Food Pairing: Pasta, pizza, seafood, goat’s cheese, salad
Syrah Rosé Alternatives
Sangiovese Rosé: If you’re looking for a similar, but perhaps a slightly lighter glass of wine, then Sangiovese is a great option and provides full, rich, fruity flavors and a color almost as deep as Syrah.
Sweet or Dry Rose?
Sweet or dry, dry or sweet? Again, this is an open-ended wine question that really can’t be answered. There are many varieties of rosé, all of which differ in style ranging from super dry to a sickly-sweet wine.
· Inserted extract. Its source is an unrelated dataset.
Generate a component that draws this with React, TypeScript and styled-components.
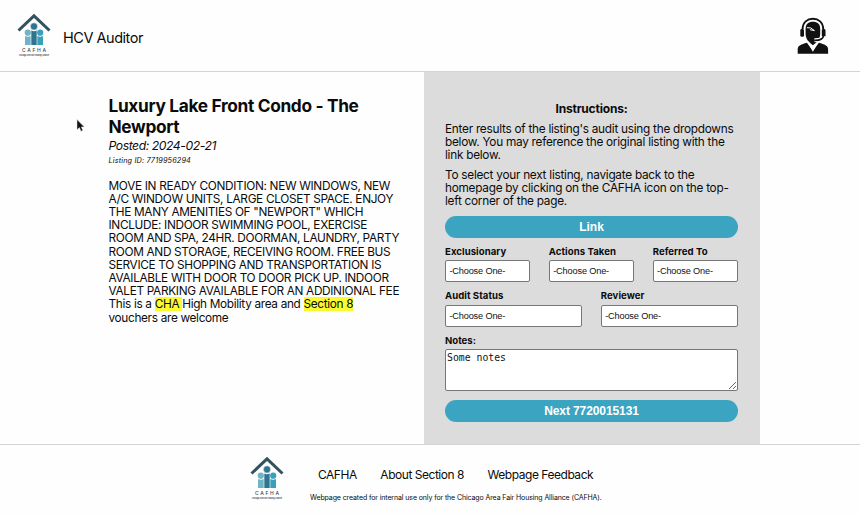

The history of rosé wine is a colorful one (no pun intended). Back in the early 40’s when flappers and show dancing was prevalent, Mateus Rosé, a medium-sweet rosé wine hailing from Portugal was the “it” drink of the time. Roll on a few more decades to when the demand for rosé wine really took off. In the 70s, a number of well-known Californian wine estates capitalized on the fashion, and rows upon rows of sweet rosé wine dominated supermarket shelves…
Popularity of rosé waned as more boutique organic wines hit the shelves and Champagne and Prosecco were clearly the favorite celebratory wines. Thank goodness however, thanks to a little bit of clever marketing and less wine snobbery, rosé is back with a vengeance.
Today, France is the number one producer of rosé, with the home of this delectable pink wine being in Loire. Although one of France’s most popular wine regions for many different wine varieties, half of its wine production is wholly dedicated to rosé production. Traditionally, they favor producing sweeter versions, but they’ve recently branched out and added a few dry rosé wines to their repertoire. This wine trend is spreading fast, and more and more wine producers around the world are producing rosé wine to keep up with the ever-increasing demand thanks to its massive revival. Other wine regions in France such as `Provence and Languedoc are famous for their rosé as are wine regions in Australian, Spain and South Africa – every wine maker and their team are jumping on board the fruity rosé train.